Think of the quantum system as a complex machine with many gears.

  1. The Main Gear: This is the perfect, symmetric dance (the Dicke manifold).
  2. The Gears that Break: These are the messy, chaotic states the atoms leak into.

Instead of trying to simulate the entire machine (which is too big for computers), IRD acts like a smart filter. It identifies exactly which "broken gears" are most likely to catch the main gear. It then builds a simplified model that includes the Main Gear plus just those specific broken gears that are most likely to cause trouble.

By ignoring the rest of the infinite chaos, they can run their calculations on a computer that is small enough to handle, but still accurate enough to predict the real-world behavior.

The Strategy: The "Leakage Penalty"

The team used a technique called Quantum Optimal Control (specifically an algorithm called GrAPE). Imagine you are a coach trying to teach the cats the dance. You can only shout commands to the whole room at once (a "global" command), not whisper to individual cats.

They tested three coaching strategies:

  1. Naive Coaching: The coach only cares if the cats look like they are dancing at the end. They ignore the fact that some cats are wandering off. Result: The dance looks good on paper, but in reality, it's a disaster because the "wandering" cats ruin the final pose.
  2. Leakage-Aware Coaching: The coach adds a rule: "If you see a cat wandering off, you get a penalty." The algorithm learns to adjust the commands to keep the cats in the formation, even if it means the dance takes a slightly different path. Result: High success rates.
  3. Local Coaching: The coach tries to whisper to specific cats to pull them back. Result: This helps a little bit for very complex dances, but it's hard to do and doesn't help much for simpler ones.

The Results: What They Achieved

Using their "Leakage-Aware" method, the team successfully simulated creating complex quantum states for up to 19 atoms.

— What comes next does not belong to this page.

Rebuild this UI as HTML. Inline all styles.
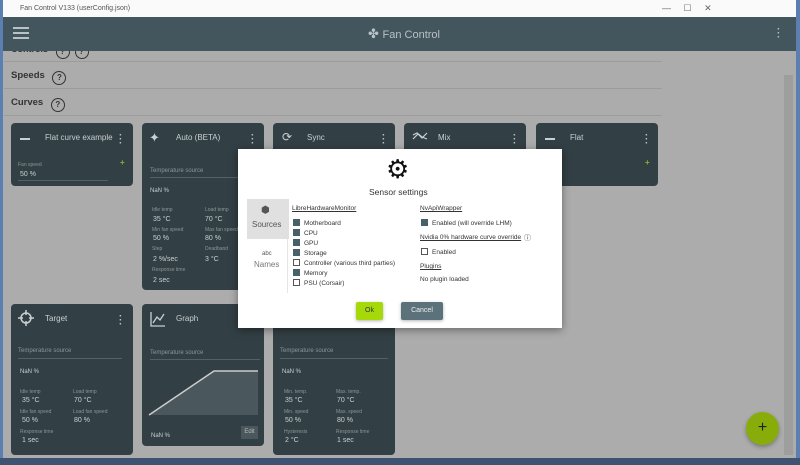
<!DOCTYPE html>
<html><head><meta charset="utf-8"><style>
*{box-sizing:border-box;margin:0;padding:0}
body{width:800px;height:465px;overflow:hidden;background:#5a7fb0;font-family:"Liberation Sans",sans-serif;position:relative}
.abs{position:absolute}
.win{left:3px;top:0;width:793px;height:458px;background:#acacac}
.title{left:3px;top:0;width:793px;height:17px;background:#fafafa;font-size:7px;color:#555;padding:5px 0 0 17px}
.bar{left:3px;top:17px;width:793px;height:34px;background:#43555d}
.card{background:#323f44;border-radius:4px}
.ct{color:#c9d0d2;font-size:8px}
.sm{color:#8c9699;font-size:5px}
.val{color:#c9d0d2;font-size:7px}
.ln{height:1px;background:#536165}
.plus{color:#8cb02a;font-size:8px;font-weight:bold}
.dots{color:#b8c0c2;font-size:10px;font-weight:bold;line-height:4px;width:3px}
.dlg{left:238px;top:149px;width:324px;height:179px;background:#fff;box-shadow:0 2px 8px rgba(0,0,0,.4)}
.d{font-size:6.5px;color:#333}
.cb{display:inline-block;width:7px;height:7px;border:1px solid #555;vertical-align:-1px;margin-right:4px;background:#fff}
.cb.on{background:#48606a;border-color:#48606a}
.u{text-decoration:underline;color:#333;font-size:6.5px}
.q{display:inline-block;width:14px;height:14px;border:1.5px solid #333;border-radius:50%;text-align:center;font-size:8px;line-height:11px;margin-left:5px;vertical-align:-2px}
</style></head><body>
<div class="abs" style="left:0;top:458px;width:800px;height:7px;background:#3e5272"></div>
<div class="abs win"></div>
<div class="abs title">Fan Control V133 (userConfig.json)</div>
<div class="abs" style="left:662px;top:3px;font-size:9px;color:#666">—&nbsp;&nbsp;&nbsp;&nbsp;&nbsp;☐&nbsp;&nbsp;&nbsp;&nbsp;&nbsp;✕</div>
<div class="abs" style="left:11px;top:44px;font-size:9px;font-weight:bold;color:#333">Controls <span class="q">?</span><span class="q">?</span></div>
<div class="abs bar"></div>
<div class="abs" style="left:13px;top:27px;width:16px;height:2px;background:#b8c2c6;box-shadow:0 5px 0 #b8c2c6,0 10px 0 #b8c2c6"></div>
<div class="abs" style="left:368px;top:26px;color:#b8c2c6;font-size:13px">✤ <span style="font-size:11px">Fan Control</span></div>
<div class="abs dots" style="left:777px;top:28px">·<br>·<br>·</div>
<div class="abs" style="left:784px;top:75px;width:9px;height:380px;background:#9e9e9e"></div>
<div class="abs ln" style="left:4px;top:61px;width:658px;background:#9c9c9c"></div>
<div class="abs ln" style="left:4px;top:88px;width:658px;background:#9c9c9c"></div>
<div class="abs ln" style="left:4px;top:115px;width:658px;background:#9c9c9c"></div>
<div class="abs" style="left:11px;top:70px;font-size:9.5px;font-weight:bold;color:#333">Speeds <span class="q">?</span></div>
<div class="abs" style="left:11px;top:97px;font-size:9.5px;font-weight:bold;color:#333">Curves <span class="q">?</span></div>

<!-- row1 -->
<div class="abs card" style="left:11px;top:123px;width:122px;height:63px"></div>
<div class="abs" style="left:20px;top:138px;width:10px;height:2px;background:#c9d0d2"></div>
<div class="abs ct" style="left:45px;top:133px">Flat curve example</div>
<div class="abs dots" style="left:119px;top:134px">·<br>·<br>·</div>
<div class="abs sm" style="left:18px;top:162px">Fan speed</div><div class="abs plus" style="left:120px;top:158px">+</div>
<div class="abs val" style="left:20px;top:171px">50 %</div><div class="abs ln" style="left:18px;top:180px;width:90px"></div>

<div class="abs card" style="left:142px;top:123px;width:122px;height:167px"></div>
<div class="abs ct" style="left:149px;top:130px;font-size:13px">✦</div>
<div class="abs ct" style="left:176px;top:133px">Auto (BETA)</div>
<div class="abs dots" style="left:251px;top:134px">·<br>·<br>·</div>
<div class="abs sm" style="left:150px;top:168px;font-size:6px">Temperature source</div><div class="abs ln" style="left:150px;top:177px;width:110px"></div>
<div class="abs val" style="left:150px;top:188px;font-size:6px">NaN %</div>
<div class="abs sm" style="left:152px;top:207px">Idle temp</div><div class="abs sm" style="left:205px;top:207px">Load temp</div>
<div class="abs val" style="left:153px;top:216px">35 °C</div><div class="abs val" style="left:205px;top:216px">70 °C</div>
<div class="abs sm" style="left:152px;top:227px">Min fan speed</div><div class="abs sm" style="left:205px;top:227px">Max fan speed</div>
<div class="abs val" style="left:153px;top:235px">50 %</div><div class="abs val" style="left:205px;top:235px">80 %</div>
<div class="abs sm" style="left:152px;top:246px">Step</div><div class="abs sm" style="left:205px;top:246px">Deadband</div>
<div class="abs val" style="left:153px;top:256px">2 %/sec</div><div class="abs val" style="left:205px;top:256px">3 °C</div>
<div class="abs sm" style="left:152px;top:267px">Response time</div>
<div class="abs val" style="left:153px;top:277px">2 sec</div>

<div class="abs card" style="left:273px;top:123px;width:122px;height:30px"></div>
<div class="abs ct" style="left:282px;top:130px;font-size:12px">⟳</div>
<div class="abs ct" style="left:307px;top:133px">Sync</div>
<div class="abs dots" style="left:382px;top:134px">·<br>·<br>·</div>
<div class="abs card" style="left:404px;top:123px;width:122px;height:30px"></div>
<svg class="abs" style="left:412px;top:131px" width="16" height="10"><path d="M1,8 L6,3 L10,7 L15,2 M1,4 L5,2 L10,6 L15,8" fill="none" stroke="#c9d0d2" stroke-width="1.2"/></svg>
<div class="abs ct" style="left:438px;top:133px">Mix</div>
<div class="abs dots" style="left:513px;top:134px">·<br>·<br>·</div>
<div class="abs card" style="left:536px;top:123px;width:122px;height:63px"></div>
<div class="abs" style="left:545px;top:138px;width:10px;height:2px;background:#c9d0d2"></div>
<div class="abs ct" style="left:570px;top:133px">Flat</div>
<div class="abs dots" style="left:645px;top:134px">·<br>·<br>·</div>
<div class="abs plus" style="left:645px;top:158px">+</div>

<!-- row2 -->
<div class="abs card" style="left:11px;top:304px;width:122px;height:151px"></div>
<svg class="abs" style="left:18px;top:310px" width="16" height="16"><circle cx="8" cy="8" r="5" fill="none" stroke="#c9d0d2" stroke-width="1.5"/><path d="M8,0V5M8,11V16M0,8H5M11,8H16" stroke="#c9d0d2" stroke-width="1.5"/></svg>
<div class="abs ct" style="left:45px;top:314px">Target</div>
<div class="abs dots" style="left:119px;top:315px">·<br>·<br>·</div>
<div class="abs sm" style="left:18px;top:348px;font-size:6px">Temperature source</div><div class="abs ln" style="left:18px;top:358px;width:104px"></div>
<div class="abs val" style="left:20px;top:369px;font-size:6px">NaN %</div>
<div class="abs sm" style="left:20px;top:389px">Idle temp</div><div class="abs sm" style="left:73px;top:389px">Load temp</div>
<div class="abs val" style="left:22px;top:397px">35 °C</div><div class="abs val" style="left:74px;top:397px">70 °C</div>
<div class="abs sm" style="left:20px;top:409px">Idle fan speed</div><div class="abs sm" style="left:73px;top:409px">Load fan speed</div>
<div class="abs val" style="left:22px;top:417px">50 %</div><div class="abs val" style="left:74px;top:417px">80 %</div>
<div class="abs sm" style="left:20px;top:429px">Response time</div>
<div class="abs val" style="left:22px;top:437px">1 sec</div>

<div class="abs card" style="left:142px;top:304px;width:122px;height:142px"></div>
<svg class="abs" style="left:150px;top:311px" width="16" height="16"><path d="M1,1V15H15M3,12L7,6L10,9L14,3" fill="none" stroke="#c9d0d2" stroke-width="1.3"/></svg>
<div class="abs ct" style="left:176px;top:314px">Graph</div>
<div class="abs sm" style="left:150px;top:350px;font-size:6px">Temperature source</div><div class="abs ln" style="left:150px;top:359px;width:110px"></div>
<svg class="abs" style="left:148px;top:368px" width="112" height="50"><polygon points="1,47 66,3 110,3 110,47" fill="#4a585d"/><polyline points="1,47 66,3 110,3" fill="none" stroke="#ccc" stroke-width="1.5"/></svg>
<div class="abs val" style="left:151px;top:433px;font-size:6px">NaN %</div>
<div class="abs" style="left:241px;top:426px;width:17px;height:13px;background:#4a585d;color:#bbb;font-size:6px;text-align:center;line-height:13px">Edit</div>

<div class="abs card" style="left:273px;top:320px;width:122px;height:135px"></div>
<div class="abs sm" style="left:280px;top:348px;font-size:6px">Temperature source</div><div class="abs ln" style="left:280px;top:358px;width:108px"></div>
<div class="abs val" style="left:282px;top:369px;font-size:6px">NaN %</div>
<div class="abs sm" style="left:284px;top:389px">Min. temp.</div><div class="abs sm" style="left:336px;top:389px">Max. temp.</div>
<div class="abs val" style="left:285px;top:397px">35 °C</div><div class="abs val" style="left:337px;top:397px">70 °C</div>
<div class="abs sm" style="left:284px;top:409px">Min. speed</div><div class="abs sm" style="left:336px;top:409px">Max. speed</div>
<div class="abs val" style="left:285px;top:417px">50 %</div><div class="abs val" style="left:337px;top:417px">80 %</div>
<div class="abs sm" style="left:284px;top:429px">Hysteresis</div><div class="abs sm" style="left:336px;top:429px">Response time</div>
<div class="abs val" style="left:285px;top:437px">2 °C</div><div class="abs val" style="left:337px;top:437px">1 sec</div>

<div class="abs" style="left:746px;top:412px;width:33px;height:33px;border-radius:50%;background:#88ad0b;color:#222;text-align:center;line-height:31px;font-size:16px;box-shadow:0 2px 4px rgba(0,0,0,.3)">+</div>

<!-- dialog -->
<div class="abs dlg"></div>
<div class="abs" style="left:386px;top:155px;font-size:26px;line-height:28px;color:#111">⚙</div>
<div class="abs" style="left:369px;top:187px;font-size:8.5px;color:#333">Sensor settings</div>
<div class="abs" style="left:247px;top:199px;width:42px;height:40px;background:#e0e0e0"></div>
<div class="abs" style="left:261px;top:205px;font-size:10px;color:#555">⬢</div>
<div class="abs" style="left:252px;top:220px;font-size:8px;color:#555">Sources</div>
<div class="abs" style="left:262px;top:251px;font-size:6px;color:#555">abc</div>
<div class="abs" style="left:254px;top:260px;font-size:8px;color:#777">Names</div>
<div class="abs" style="left:287px;top:239px;width:1px;height:54px;background:#e5e5e5"></div>
<div class="abs u" style="left:292px;top:205px">LibreHardwareMonitor</div>
<div class="abs d" style="left:293px;top:219px;line-height:10px"><span class="cb on"></span>Motherboard<br><span class="cb on"></span>CPU<br><span class="cb on"></span>GPU<br><span class="cb on"></span>Storage<br><span class="cb"></span>Controller (various third parties)<br><span class="cb on"></span>Memory<br><span class="cb"></span>PSU (Corsair)</div>
<div class="abs u" style="left:420px;top:205px">NvApiWrapper</div>
<div class="abs d" style="left:421px;top:219px"><span class="cb on"></span>Enabled (will override LHM)</div>
<div class="abs u" style="left:420px;top:234px">Nvidia 0% hardware curve override</div>
<div class="abs d" style="left:524px;top:233px;font-size:7px">ⓘ</div>
<div class="abs d" style="left:421px;top:248px"><span class="cb"></span>Enabled</div>
<div class="abs u" style="left:420px;top:263px">Plugins</div>
<div class="abs d" style="left:420px;top:276px">No plugin loaded</div>
<div class="abs" style="left:356px;top:302px;width:27px;height:18px;background:#a6d90a;border-radius:2px;font-size:7px;text-align:center;line-height:18px;color:#333;box-shadow:0 1px 3px rgba(0,0,0,.3)">Ok</div>
<div class="abs" style="left:401px;top:302px;width:42px;height:18px;background:#5c727b;border-radius:2px;font-size:7px;text-align:center;line-height:18px;color:#eee;box-shadow:0 1px 3px rgba(0,0,0,.3)">Cancel</div>
</body></html>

  • GHZ States (The "All-or-Nothing" Dance): They achieved very high accuracy (fidelity), beating what you would get if you just let the atoms interact naturally without any control.
  • Dicke States (The "Specific Count" Dance): They could create states where a specific number of atoms are in one state and the rest in another. It got harder as the number of atoms in the "wrong" state increased, but it still worked well.
  • Extremal Quantum States (The "Super-Complex" Dance): They tried to create the most complex, "quantum" state possible. Here, the method hit a wall. Even with their best tricks, the atoms leaked too much. This suggests that with only global commands and finite-range interactions, you simply cannot reach every possible quantum state perfectly.

The Bottom Line

The paper shows that you can control a large group of quantum atoms to perform complex, synchronized tasks without needing to control every single atom individually. By using a mathematical "filter" (IRD) to ignore the impossible-to-simulate chaos and focusing only on the likely errors, they can design control pulses that keep the atoms in line.

However, there is a limit. If the quantum state is too complex (like the Extremal Quantum State), the "leakage" is too strong for global commands to fix. In those cases, the atoms simply cannot be herded into that specific formation using only the tools available in this setup.

Key Takeaway: You can herd quantum cats into a perfect line using a megaphone (global control) if you have a smart filter to ignore the chaos, but if you ask them to do something too complicated, the megaphone just isn't enough.